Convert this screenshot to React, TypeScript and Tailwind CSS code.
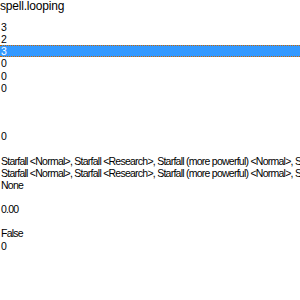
const rows: { v: string; sel?: boolean }[] = [
  { v: "3" },
  { v: "2" },
  { v: "3", sel: true },
  { v: "0" },
  { v: "0" },
  { v: "0" },
  { v: "" },
  { v: "" },
  { v: "" },
  { v: "0" },
  { v: "" },
  { v: "Starfall <Normal>, Starfall <Research>, Starfall (more powerful) <Normal>, Starfall (more powerful) <Research>" },
  { v: "Starfall <Normal>, Starfall <Research>, Starfall (more powerful) <Normal>, Starfall (more powerful) <Research>" },
  { v: "None" },
  { v: "" },
  { v: "0.00" },
  { v: "" },
  { v: "False" },
  { v: "0" },
];

export default function App() {
  return (
    <div className="w-[300px] h-[300px] bg-white overflow-hidden text-black font-['Liberation_Sans',Arial,sans-serif]">
      <div className="h-[21px] leading-[12px] text-[12px] tracking-[-0.2px]">spell.looping</div>
      <div className="text-[10.5px] tracking-[-0.75px]">
        {rows.map((r, i) =>
          r.sel ? (
            <div
              key={i}
              className="h-[12.15px] leading-[10.15px] bg-[#3399ff] text-white border-y border-dotted border-[#cc6600] pl-px whitespace-nowrap overflow-hidden"
            >
              {r.v}
            </div>
          ) : (
            <div key={i} className="h-[12.15px] leading-[12.15px] pl-px whitespace-nowrap overflow-hidden">
              {r.v}
            </div>
          )
        )}
      </div>
    </div>
  );
}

++++++

Give the material again exactly as it is, but keep the pictures out.

• Correct answer:
Convert this screenshot to React, TypeScript and Tailwind CSS code.
const rows: { v: string; sel?: boolean }[] = [
  { v: "3" },
  { v: "2" },
  { v: "3", sel: true },
  { v: "0" },
  { v: "0" },
  { v: "0" },
  { v: "" },
  { v: "" },
  { v: "" },
  { v: "0" },
  { v: "" },
  { v: "Starfall <Normal>, Starfall <Research>, Starfall (more powerful) <Normal>, Starfall (more powerful) <Research>" },
  { v: "Starfall <Normal>, Starfall <Research>, Starfall (more powerful) <Normal>, Starfall (more powerful) <Research>" },
  { v: "None" },
  { v: "" },
  { v: "0.00" },
  { v: "" },
  { v: "False" },
  { v: "0" },
];

export default function App() {
  return (
    <div className="w-[300px] h-[300px] bg-white overflow-hidden text-black font-['Liberation_Sans',Arial,sans-serif]">
      <div className="h-[21px] leading-[12px] text-[12px] tracking-[-0.2px]">spell.looping</div>
      <div className="text-[10.5px] tracking-[-0.75px]">
        {rows.map((r, i) =>
          r.sel ? (
            <div
              key={i}
              className="h-[12.15px] leading-[10.15px] bg-[#3399ff] text-white border-y border-dotted border-[#cc6600] pl-px whitespace-nowrap overflow-hidden"
            >
              {r.v}
            </div>
          ) : (
            <div key={i} className="h-[12.15px] leading-[12.15px] pl-px whitespace-nowrap overflow-hidden">
              {r.v}
            </div>
          )
        )}
      </div>
    </div>
  );
}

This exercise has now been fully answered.